Unsurprisingly, many of the L2 solutions which have yet to release a token have hinted at or explicitly stated that they will also launch one. zkSync has confirmed that they will have a token; StarkWare’s official position is “no comment” according to their discord; Optimism has declined to give any information on whether they will launch a token; while Arbitrum has explicitly stated that “there will be no Airdrop, ICO, or presale.” Much of this hesitance to commit one way or another is likely the result of the recent surge of “airdrop hunters” (users who use protocols solely for the purpose of meeting the requirements to be given free tokens). Too many airdrop hunters make it more difficult for protocols to identify and give tokens to their genuine early adopters. That said, the hype around a potential token launch certainly seems to be an effective marketing strategy. As we can see from the Dune Analytics dashboard below, the number of unique addresses on zkSync has gone parabolic ever since word spread about their upcoming token. Only time will tell if all of these new users will stay and support the zkSync ecosystem or leave after the token is launched.

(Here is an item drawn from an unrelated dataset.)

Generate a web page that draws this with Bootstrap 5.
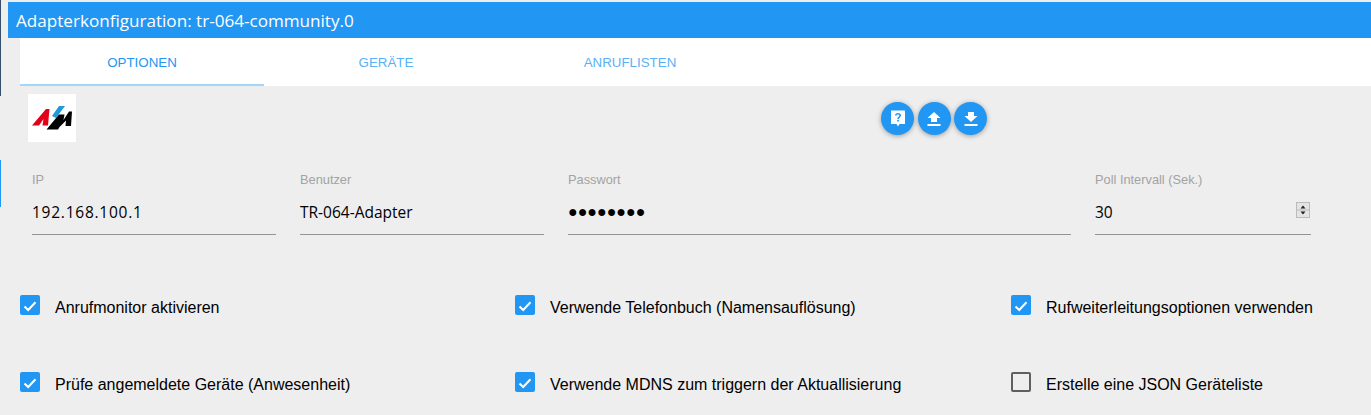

The Ethereum foundation is very focused on making Ethereum a rollup-friendly blockchain. This choice is apparent in a recent post from Vitalik regarding EIP 4488 where he says in the opening lines: “Rollups are in the short and medium term, and possibly the long term, the only trustless scaling solution for Ethereum… there is greater urgency in doing anything required to help facilitate an ecosystem-wide move to rollups.” It seems clear at this point that rollups will be the cornerstone of Ethereum scaling for the foreseeable future. While there may be a place for both Plasma and State Channels for certain use-cases, it is likely that most applications will be best served by either ZK rollup or Optimistic rollup solutions in the near term. In the medium to long term, ZK rollups that can execute arbitrary smart contract logic will likely be the ideal solution for most applications as they require fewer trust assumptions than Optimistic rollups and provide significant cost amortization benefits as they increase in scale.
January 1 2021
Disclaimer: This report is for educational purposes and should not be construed as investment advice. Additionally, the author may hold any of the assets mentioned.